Doctor Sleep, Mike Flanagan’s adaptation of the novel by Stephen King, catches up with Danny Torrance, who as a child was terrorized by demons and his own father at a spooky Rocky Mountain hotel.
That was in The Shining, published by King in 1977 and filmed by Stanley Kubrick in a movie released in 1980. The new film, depending on how you look at it, is a sequel, an update, a corrective or a disaster. King was never a fan of Kubrick’s cold, meticulous gothic, which has nonetheless gathered a sturdy cult following. Flanagan, while hewing more closely to the novelist’s ideas about evil, innocence and addiction, pays tribute to some of Kubrick’s visual signatures, especially in flashbacks that take grown-up Dan (as he’s called now) back to the Overlook. He remembers a dad (Henry Thomas) with darting Jack Nicholson eyebrows and a mother (Alex Essoe) with Shelley Duvall saucer eyes.
Meanwhile — well, there’s a whole lot of meanwhile.
In print, Doctor Sleep runs to 531 pages, which is fairly compact by King’s recent standards. This screen adaptation feels like a clumsy hybrid. It’s a little too long and winding to work as a feature film, especially in the horror genre, and might have worked better as a limited series, with a little more room for the many characters who populate its grimly imagined American landscape. Its slow pacing and diffuse suspense make the experience more like a book on tape than anything else, in spite of a few lively performances.

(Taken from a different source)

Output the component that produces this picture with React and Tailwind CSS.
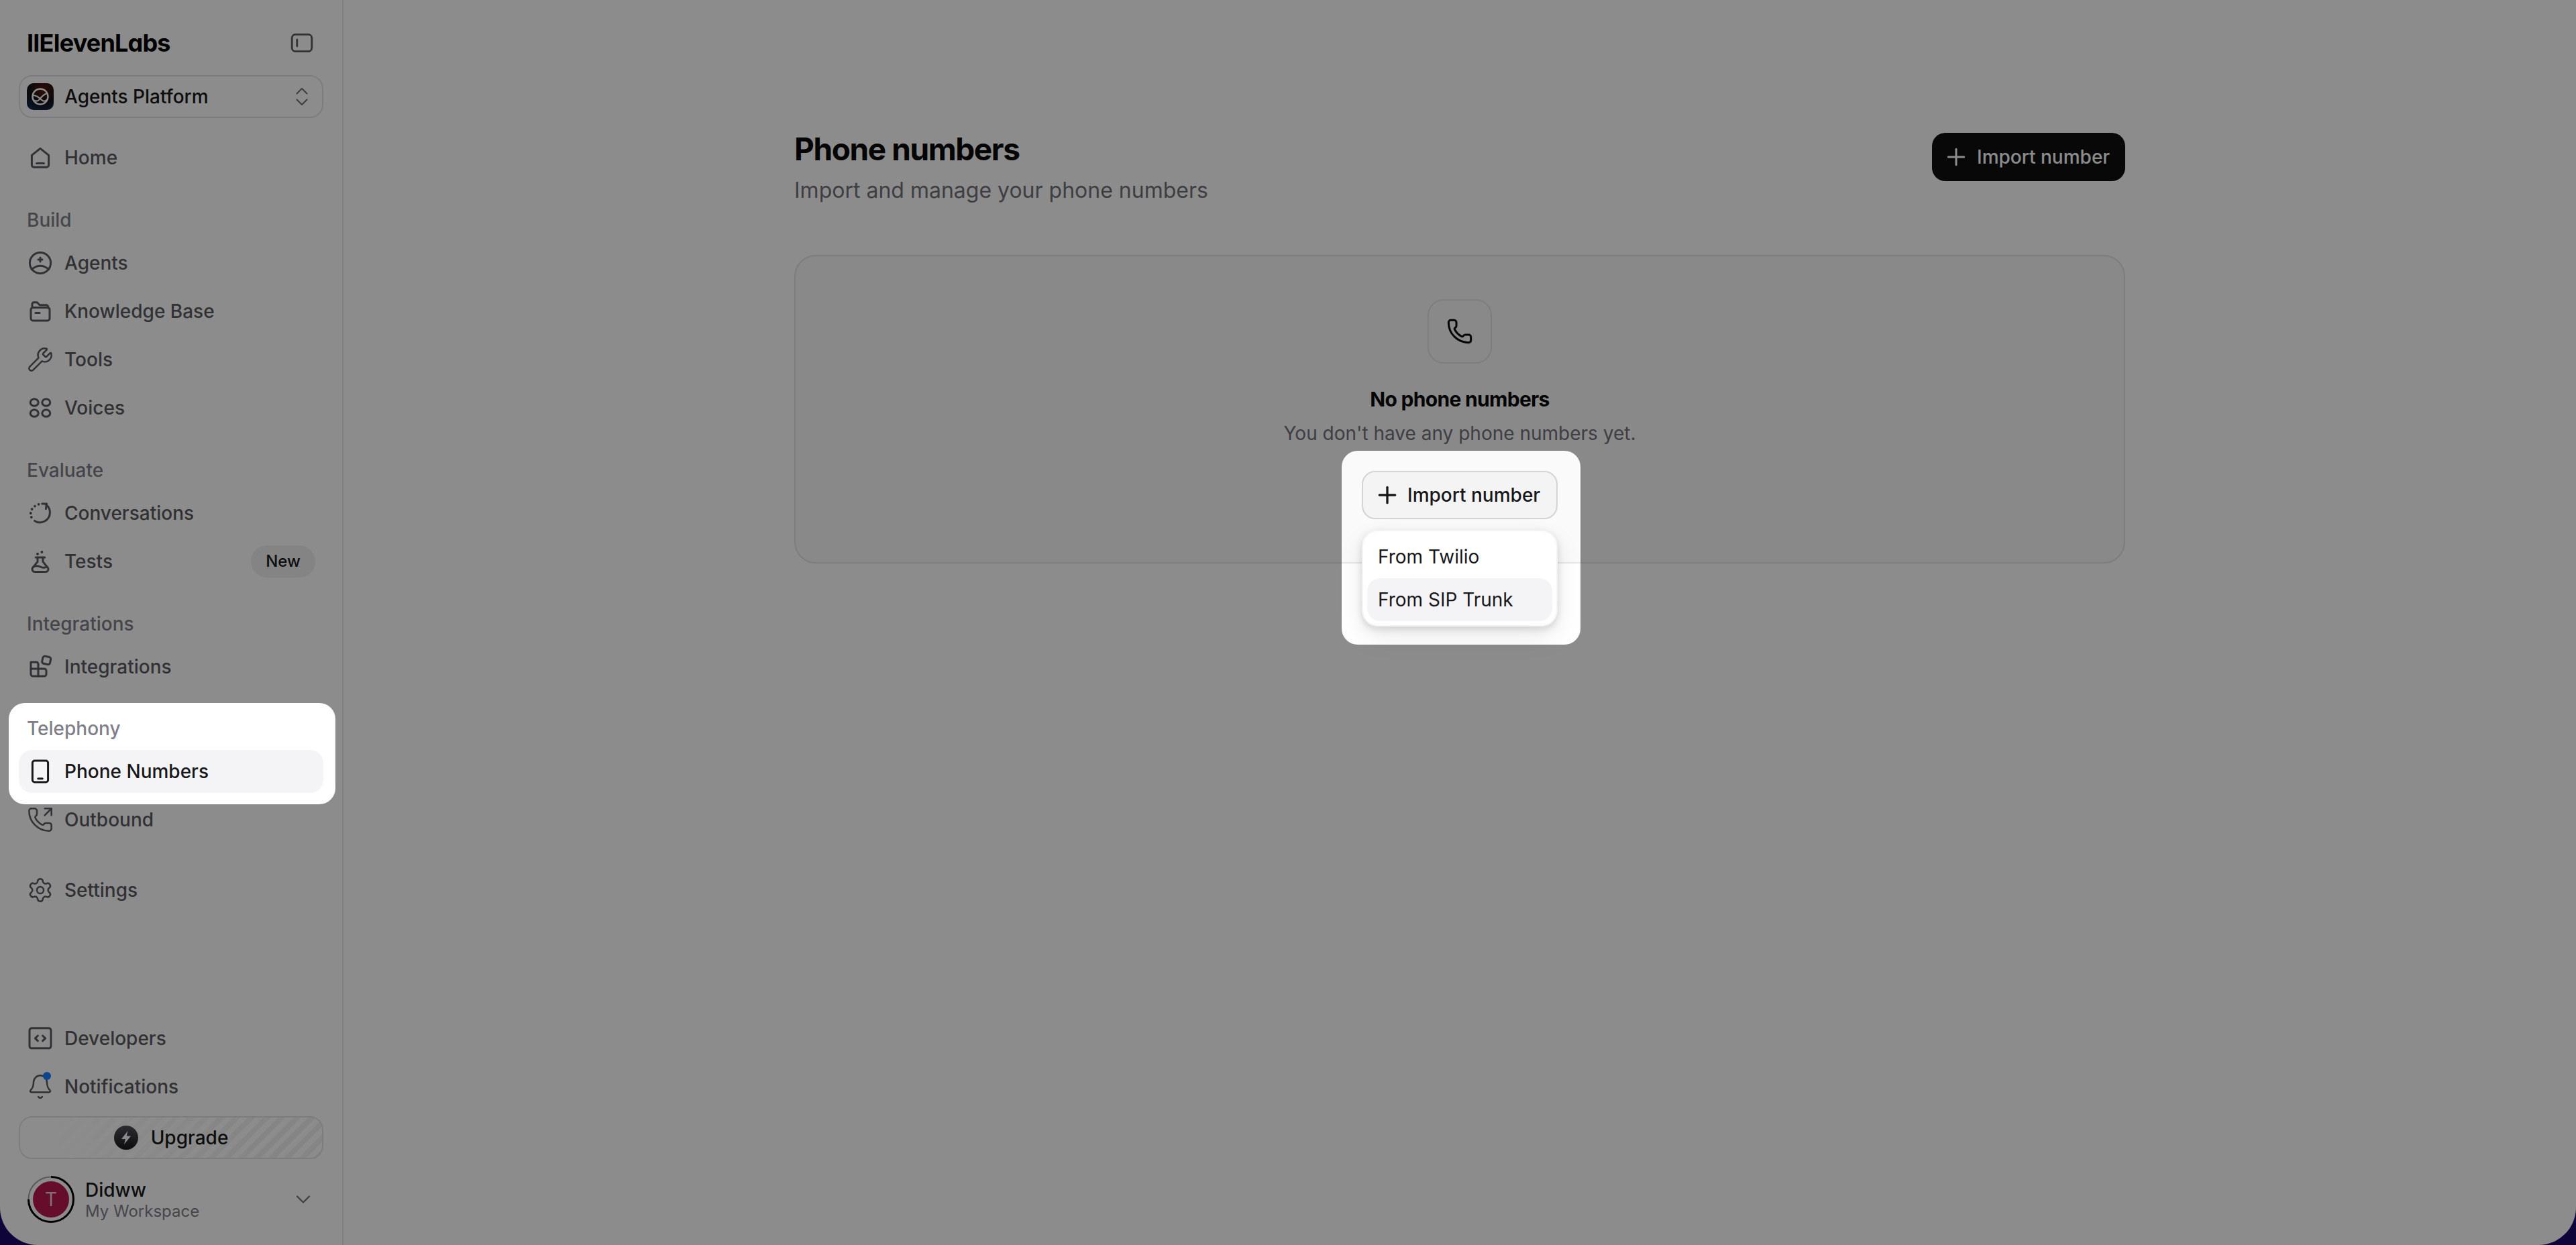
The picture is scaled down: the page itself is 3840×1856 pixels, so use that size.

Dan joins forces with a young girl named Abra (Kyliegh Curran, making an impressive film debut), who lives in another part of New Hampshire and who has gifts similar to his. Though if his extrasensory abilities shine, hers blaze like stadium lights. Her powers attract the attention of a predatory cabal known as the Knot, who travel the country in a caravan looking for psychically talented children to torture and kill. Their leader is Rose (Rebecca Ferguson), a blue-eyed seductress in a Babadook hat.
The Knot feeds on steam, which is the soul energy (or something) that escapes from shiners in their death throes. Sometimes, as in the case of a sullen teenager (Emily Alyn Lind), the Knot recruits youngsters instead of devouring them. It’s not clear what they plan to do with Abra, but she and Dan fight back using wild mental tricks which Flanagan conveys by means of mostly pedestrian, occasionally surprising special effects.
Doctor Sleep is a not a Stephen-King-scares-the-pants-off-you kind of movie. It’s a Stephen-King-invites-you-to-ponder-the-nature-of-evil kind of movie. (It managed to be both; It Chapter Two failed to be either.) There are some bad sections — the gratuitously sadistic rendering of a Knot victim’s fate — and some not-bad ones. Nothing that will keep you awake at night, but you probably won’t fall asleep in the middle either.